The sponsor of S.B. 206, state Sen. John Lee (D-Clark), has called it an anti-tolling bill. But Hardy said it could come through the legislative session with an amendment to allow tolling for the Boulder City Bypass.

The Assembly Transportation Committee is the same committee that stopped the previous two bills that would have established tolling projects, but Hardy doesn’t sit on the committee, so he doesn't have a direct voice on how the Senate bill will fare in front of it.

However, Hardy said he believes the Boulder City Bypass by itself could overcome some of the objections the Assembly Transportation Committee has previously listed against tolling: The Boulder City Bypass would be a new road that would have a free alternative, and it could be built in such a way that traffic does not have to stop to pay.

“At that point, it’s hard to find something to object to, but some people still object to the concept,” Hardy said.

There could be plenty of other objections to the Boulder City Bypass, however, beginning with a benefit-cost analysis done by NDOT that shows the Boulder City Bypass doesn’t make financial sense.

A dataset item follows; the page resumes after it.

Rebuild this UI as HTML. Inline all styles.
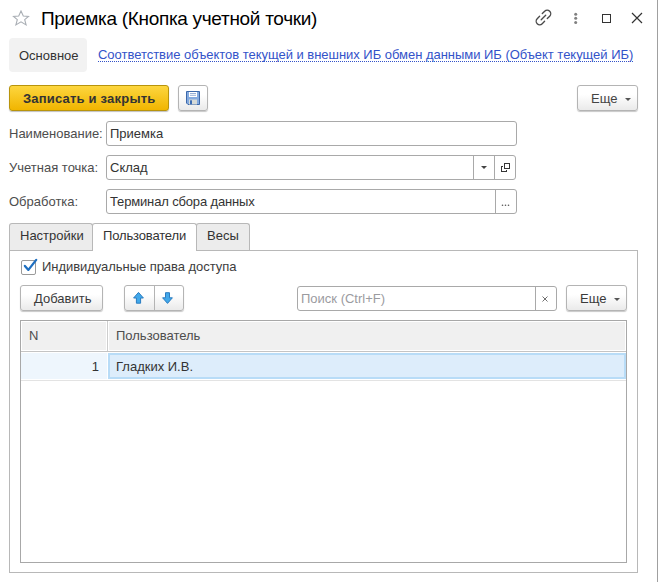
<!DOCTYPE html>
<html><head><meta charset="utf-8">
<style>
*{box-sizing:border-box;margin:0;padding:0}
html,body{width:658px;height:582px;overflow:hidden;background:#fff}
body{position:relative;font-family:"Liberation Sans",sans-serif;font-size:13px;color:#333}
.abs{position:absolute}
.title{left:41px;top:7px;font-size:19px;letter-spacing:-0.3px;color:#000;white-space:nowrap;line-height:24px}
.star{left:12px;top:10px}
.rline{left:657px;top:0;width:1px;height:582px;background:#a0a0a0}
.tab0{left:9px;top:38px;width:78px;height:34px;background:#f2f2f2;border-radius:4px}
.tab0 span{position:absolute;left:10px;top:10px;line-height:15px;color:#333}
.link{left:98px;top:47px;height:15px;color:#3353c9;white-space:nowrap;line-height:15px;letter-spacing:-0.03px;border-bottom:1px dotted #3353c9}
.btn{position:absolute;border:1px solid #b4b4b4;border-radius:3px;background:linear-gradient(#fff 35%,#eaeaea);box-shadow:0 1px 1px rgba(0,0,0,.22);color:#3a3a3a}
.ybtn{left:9px;top:85px;width:160px;height:26px;border:1px solid #b8940c;border-radius:3px;background:linear-gradient(#fdd63f,#f1b500);box-shadow:0 1px 1px rgba(0,0,0,.25);font-weight:bold;color:#333}
.ybtn span{position:absolute;left:13px;top:5px;line-height:15px;letter-spacing:0.2px;white-space:nowrap}
.lbl{position:absolute;left:9px;line-height:15px;color:#4d4d4d}
.fld{position:absolute;left:106px;height:25px;border:1px solid #a9a9a9;border-radius:3px;background:#fff}
.fld span{position:absolute;left:3px;top:4px;line-height:15px;color:#333}
.tabs .t{position:absolute;top:223px;height:28px;border:1px solid #b8b8b8;border-bottom:none;border-radius:3px 3px 0 0;background:#ececec}
.tabs .t span{position:absolute;top:4px;line-height:15px;color:#333}
.panel{left:9px;top:250px;width:629px;height:323px;border:1px solid #b8b8b8;border-top:1px solid #b8b8b8}
</style></head><body>
<div class="abs rline"></div>
<svg class="abs star" width="18" height="17" viewBox="0 0 18 17"><path d="M9 1 L11.3 6 L16.5 6.4 L12.7 9.6 L14.1 14.9 L9 11.8 L3.9 14.9 L5.3 9.6 L1.5 6.4 L6.7 6 Z" fill="none" stroke="#a9aeb4" stroke-width="1.1" stroke-linejoin="miter"/></svg>
<div class="abs title">Приемка (Кнопка учетной точки)</div>
<!-- window buttons -->
<svg class="abs" style="left:530px;top:4px" width="30" height="26" viewBox="0 0 30 26"><g fill="none" stroke="#4a4a4a" stroke-width="1.35" stroke-linecap="round"><path d="M9.6 12.3 L7.22 14.68 A3.535 3.535 0 0 0 12.22 19.68 L14.6 17.3"/><path d="M12.3 9.6 L14.68 7.22 A3.535 3.535 0 0 1 19.68 12.22 L17.3 14.6"/><path d="M11.2 15.7 L15.7 11.2"/></g></svg>
<svg class="abs" style="left:570px;top:8px" width="10" height="20" viewBox="0 0 10 20"><g fill="#808080"><circle cx="5.7" cy="6.3" r="1.5"/><circle cx="5.7" cy="10.2" r="1.5"/><circle cx="5.7" cy="14.5" r="1.5"/></g></svg>
<div class="abs" style="left:602px;top:14px;width:9px;height:9px;border:1.5px solid #333"></div>
<svg class="abs" style="left:630px;top:11px" width="14" height="14" viewBox="0 0 14 14"><path d="M2 2 L12 12 M12 2 L2 12" stroke="#333" stroke-width="1.2"/></svg>

<div class="abs tab0"><span>Основное</span></div>
<div class="abs link">Соответствие объектов текущей и внешних ИБ обмен данными ИБ (Объект текущей ИБ)</div>

<div class="abs ybtn"><span>Записать и закрыть</span></div>
<div class="btn" style="left:178px;top:85px;width:30px;height:26px">
<svg class="abs" style="left:7px;top:5px" width="14" height="14" viewBox="0 0 14 14"><path d="M0.5 0.5 H13.5 V13.5 H2 L0.5 12 Z" fill="#84aadf" stroke="#3c68aa"/><rect x="3" y="1" width="8" height="5" fill="#fff"/><path d="M4 2.5 H10 M4 4.3 H10" stroke="#7d9ccc" stroke-width="0.8"/><rect x="3" y="8.5" width="8" height="5" fill="#d6dad7"/><rect x="4" y="9.3" width="2" height="4" fill="#3c6cb3"/></svg>
</div>
<div class="btn" style="left:577px;top:85px;width:61px;height:26px"><span class="abs" style="left:13px;top:5px;line-height:15px;color:#444">Еще</span><svg class="abs" style="left:47px;top:12px" width="6" height="4"><path d="M0 0 H6 L3 3Z" fill="#555"/></svg></div>

<div class="lbl" style="top:126px">Наименование:</div>
<div class="fld" style="top:121px;width:411px"><span>Приемка</span></div>
<div class="lbl" style="top:160px">Учетная точка:</div>
<div class="fld" style="top:155px;width:410px"><span>Склад</span>
<div class="abs" style="left:366px;top:0;width:1px;height:23px;background:#a9a9a9"></div>
<div class="abs" style="left:387px;top:0;width:1px;height:23px;background:#a9a9a9"></div>
<svg class="abs" style="left:374px;top:10px" width="6" height="4"><path d="M0 0 H6 L3 3Z" fill="#444"/></svg>

</div>
<div class="lbl" style="top:194px">Обработка:</div>
<div class="fld" style="top:189px;width:411px"><span style="letter-spacing:-0.15px">Терминал сбора данных</span>
<div class="abs" style="left:388px;top:0;width:1px;height:23px;background:#a9a9a9"></div>

</div>

<svg class="abs" style="left:500px;top:162px" width="12" height="12" viewBox="0 0 12 12"><g fill="none" stroke="#363636" stroke-width="1" shape-rendering="crispEdges"><rect x="4.5" y="1.5" width="5" height="5"/><path d="M3 4.5 H1.5 V9.5 H6.5 V8"/></g></svg>
<svg class="abs" style="left:500px;top:202px" width="12" height="6" viewBox="0 0 12 6"><g fill="#555"><circle cx="2.5" cy="3.3" r="0.8"/><circle cx="5.5" cy="3.3" r="0.8"/><circle cx="8.5" cy="3.3" r="0.8"/></g></svg>
<div class="tabs">
<div class="t" style="left:9px;width:84px"><span style="left:10px">Настройки</span></div>
<div class="t" style="left:196px;width:54px"><span style="left:10px">Весы</span></div>
</div>
<div class="abs panel"></div>
<div class="abs" style="left:92px;top:223px;width:105px;height:28px;border:1px solid #b8b8b8;border-bottom:none;border-radius:3px 3px 0 0;background:#fff"><span class="abs" style="left:10px;top:4px;line-height:15px;letter-spacing:-0.15px">Пользователи</span></div>


<!-- panel content -->
<div class="abs" style="left:21px;top:260px;width:15px;height:15px;border:1px solid #9a9a9a;border-radius:2px;background:#fff"></div>
<svg class="abs" style="left:16px;top:252px" width="30" height="28" viewBox="0 0 30 28"><path d="M8.9 13.9 L12.4 17.9 L20.2 7.9" fill="none" stroke="#1f6fc0" stroke-width="2.3" stroke-linecap="round" stroke-linejoin="round"/></svg>
<div class="abs" style="left:42px;top:259px;line-height:15px;color:#3d3d3d;letter-spacing:-0.05px;white-space:nowrap">Индивидуальные права доступа</div>

<div class="btn" style="left:20px;top:285px;width:83px;height:26px"><span class="abs" style="left:13px;top:5px;line-height:15px">Добавить</span></div>
<div class="btn" style="left:124px;top:285px;width:60px;height:26px">
<div class="abs" style="left:29px;top:0;width:1px;height:24px;background:#b4b4b4"></div>
</div>
<svg class="abs" style="left:124px;top:285px" width="60" height="26" viewBox="0 0 60 26"><g fill="#41a8ea" stroke="#2b7cc0" stroke-width="1" stroke-linejoin="miter"><path d="M14.5 7.4 L19.4 13 H16.6 V18.2 H12.4 V13 H9.6 Z"/><path d="M41.5 7.7 H45.5 V12.8 H48.4 L43.5 18.4 L38.6 12.8 H41.5 Z"/></g></svg>
<div class="abs" style="left:297px;top:286px;width:260px;height:25px;border:1px solid #a9a9a9;border-radius:3px;background:#fff">
<span class="abs" style="left:3px;top:4px;line-height:15px;color:#9b9b9f">Поиск (Ctrl+F)</span>
<div class="abs" style="left:237px;top:0;width:1px;height:23px;background:#a9a9a9"></div>
<svg class="abs" style="left:243px;top:8px" width="8" height="8" viewBox="0 0 8 8"><path d="M1.5 1.5 L6.5 6.5 M6.5 1.5 L1.5 6.5" stroke="#707070" stroke-width="1"/></svg>
</div>
<div class="btn" style="left:566px;top:285px;width:61px;height:26px"><span class="abs" style="left:13px;top:5px;line-height:15px">Еще</span><svg class="abs" style="left:47px;top:12px" width="6" height="4"><path d="M0 0 H6 L3 3Z" fill="#555"/></svg></div>

<div class="abs" style="left:20px;top:320px;width:607px;height:243px;border:1px solid #a8a8a8;background:#fff">
<div class="abs" style="left:0;top:0;width:86px;height:30px;background:#f0f0f0;box-shadow:inset 1px 1px 0 #fff,inset -1px -1px 0 #fff"></div>
<div class="abs" style="left:87px;top:0;width:518px;height:30px;background:#f0f0f0;box-shadow:inset 1px 1px 0 #fff,inset -1px -1px 0 #fff"></div>
<div class="abs" style="left:86px;top:0;width:1px;height:30px;background:#cdcdcd"></div>
<div class="abs" style="left:0;top:30px;width:605px;height:1px;background:#c4c4c4"></div>
<span class="abs" style="left:8px;top:7px;line-height:15px;color:#4d4d4d">N</span>
<span class="abs" style="left:95px;top:7px;line-height:15px;color:#4d4d4d">Пользователь</span>
<div class="abs" style="left:0;top:32px;width:86px;height:26px;background:#eef6fd"></div>
<div class="abs" style="left:87px;top:32px;width:518px;height:26px;background:#ddedfb;border:2px solid #b8dcf7"></div>
<div class="abs" style="left:0;top:59px;width:605px;height:1px;background:#e3e3e3"></div>
<span class="abs" style="left:70px;top:38px;width:8px;text-align:right;line-height:15px;color:#333">1</span>
<span class="abs" style="left:95px;top:38px;line-height:15px;color:#333">Гладких И.В.</span>
</div>
</body></html>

A new analysis is being conducted, NDOT spokesman Scott Magruder said, but the most recent one, done in 2007, shows of seven state highway projects analyzed, the Boulder City Bypass was the only one that had a negative benefit for the cost.

Magruder said the analysis is being redone because NDOT believes there has to be some benefit from building the road, “even if it’s a minor one.”

Hardy says the analysis didn’t take into account lives that could be lost because of increased truck traffic when the Hoover Dam bypass bridge opens in 2010, but trucking industry spokesman Paul Enos says the numbers speak for themselves.

“From the information I have today and from the benefit-cost analysis I’ve seen, the state would be wasting money to build that bypass,” Enos, who represents the Nevada Motor Transport Association, said.

If tolling were to become an option, Enos said, it would be difficult to attract the capital because of the lack of return, and it might be difficult to persuade trucks to use it instead of the free U.S. 93 truck route.

It would also add an extra 15 miles to the trip, Enos said, adding that he fears that tolls for trucks would be made significantly higher than for cars to help pay the cost.

It would ultimately be a question of a benefit-cost analysis for each trucker, Enos said.

“Trucks don’t like congestion either,” he said. “When they’re idling, they’re wasting fuel. That’s an unproductive use of fuel and time. However, all of those things may be balanced out by the other costs.”

Hardy and other Boulder City officials have argued that all the new bridge will do is move the choke point along U.S. 93 from Hoover Dam to Boulder City, but Dave Zanetell, project manager for the bridge, says his project’s completion will improve the traffic flow for everyone.

The main reasons for the gridlock on Hoover Dam are tied to the high rate of accidents and the frequency of pedestrians stopping traffic, Zanetell said. The crash rate on the approximately 3.5-mile portion of U.S. 93 that will be replaced by the bypass bridge project is three times higher than on U.S. 93 in Boulder City or on the Arizona side, he said.

He added that the bridge bypass is on schedule for completion late next year and still on its original budget, which is “good news for the public.”

It’s good news, unless that public happens to be the residents of Boulder City, who dread the opening of U.S. 93 to heavy trucks again.

That is why Hardy continues to fight for the Boulder City Bypass and the ability to build it as a toll road, he says.

“When the bridge done, the good citizens of Boulder City won’t be happy people, and rightfully so,” Hardy said. “It will be a risky venture to drive across, through, and on Nevada Highway.”

The ability to build the Boulder City bypass as a toll road at least keeps the project alive. If a private partner could be found, the project could bring new revenue to the state, Hardy said.

“Right now it’s illegal to do tolling and video monitoring,” he said. “It’s hard to go to a company and ask if they would like to give us an estimate. It’s problematic to get people to study it.”